Da mesi sfilano in Tribunale i testimoni dell’accusa e della difesa, per confermare o smentire la versione della sindaca che, se condannata, dovrebbe dimettersi: non per la legge Severino (che non prevede incompatibilità in caso di condanna per falso), ma al codice etico 5Stelle (dimissioni per tutte le condanne in primo grado, salvo reati colposi o di opinione). Abbiamo già scritto che quel codice è troppo severo e troppo lasco. Troppo severo perché, se non ci sono di mezzo tangenti, appalti truccati, abusi di potere, peculati, malversazioni di denaro pubblico o fatti ancor più gravi, ma – come in questo caso – una semplice dichiarazione, un sindaco deve proseguire fino a sentenza definitiva. Troppo lasco perché, in casi gravi per fatti già acclarati, le dimissioni devono scattare anche prima del rinvio a giudizio. Ma nel processo Raggi (unico sopravvissuto a un rosario di accuse infamanti, tutte farlocche e archiviate), nessun documento o testimonianza prova che la sindaca sia stata pilotata da Raffaele per promuovere Renato. Anzi, nei messaggi in chat, la Raggi gli ricorda di essersi opposta all’autocandidatura di Renato a comandante dei Vigili (prima fascia) per evitare conflitti d’interessi col fratello al Personale. E di averlo mandato al Turismo (terza fascia) su richiesta dell’assessore competente, che aveva lavorato bene con lui. Dopo la nomina, nell’ambito di un interpello per la rotazione di ben 190 dirigenti, la sindaca si lamenta con Raffaele per avere scoperto dai giornali che Renato avrebbe guadagnato 20 mila euro annui in più (“Questa cosa mi mette in difficoltà, me lo dovevi dire”), convinta che lo stipendio restasse invariato da quando “avevamo detto che restava dov’era con Adriano (Meloni, ndr)”. Dunque fu lei a deciderne il ruolo, non Raffaele. È dalle chat con vari dirigenti che si scopre come Raffaele si attivò con loro per la nomina del fratello. Ma che abbia sollecitato la sindaca non lo dice nessuno e non risulta da nessuna parte. Dunque non si capisce neppure perché la Raggi sia imputata.
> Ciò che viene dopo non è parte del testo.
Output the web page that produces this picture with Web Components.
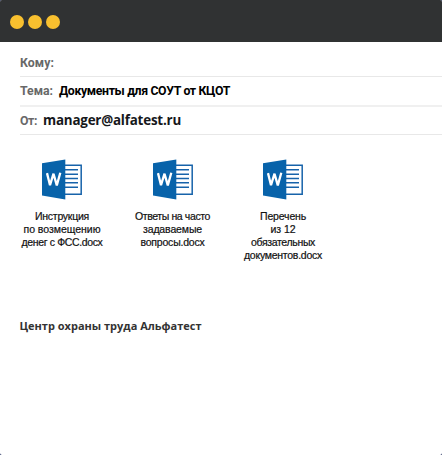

L’altroieri la poliziotta ha dichiarato in aula che “nella procedura di interpello Marra ha avuto un ruolo attivo e sostanziale e non meramente compilativo”. Una testimonianza neutra, che riguarda l’intera rotazione dei 190 dirigenti, e non inficia minimamente la versione della Raggi: che risponde di quel che ha fatto e saputo lei, non di ciò che faceva Marra con altri. Ma il titolo di Repubblica mette in bocca all’agente una cosa che non ha mai detto: “Marra nominò suo fratello”, per poter aggiungere: “Altro colpo alla difesa di Raggi”. Invece non è né un “colpo” né un “altro”, visto che nessuno ha mai smentito la sindaca. Con buona pace del Corriere, secondo cui la poliziotta “contraddice la linea difensiva della sindaca” (invece non contraddice un bel nulla). Il Messaggero dedica un’intera pagina a questa sensazionale notizia: “Nomine, decideva Marra”. Oh bella, e chi doveva deciderle, se non il capo del Personale? Un usciere? Un netturbino? Un turista giapponese? Un gabbiano? Ecco cosa rischia chi confonde l’informazione con la curva Sud: il ridicolo.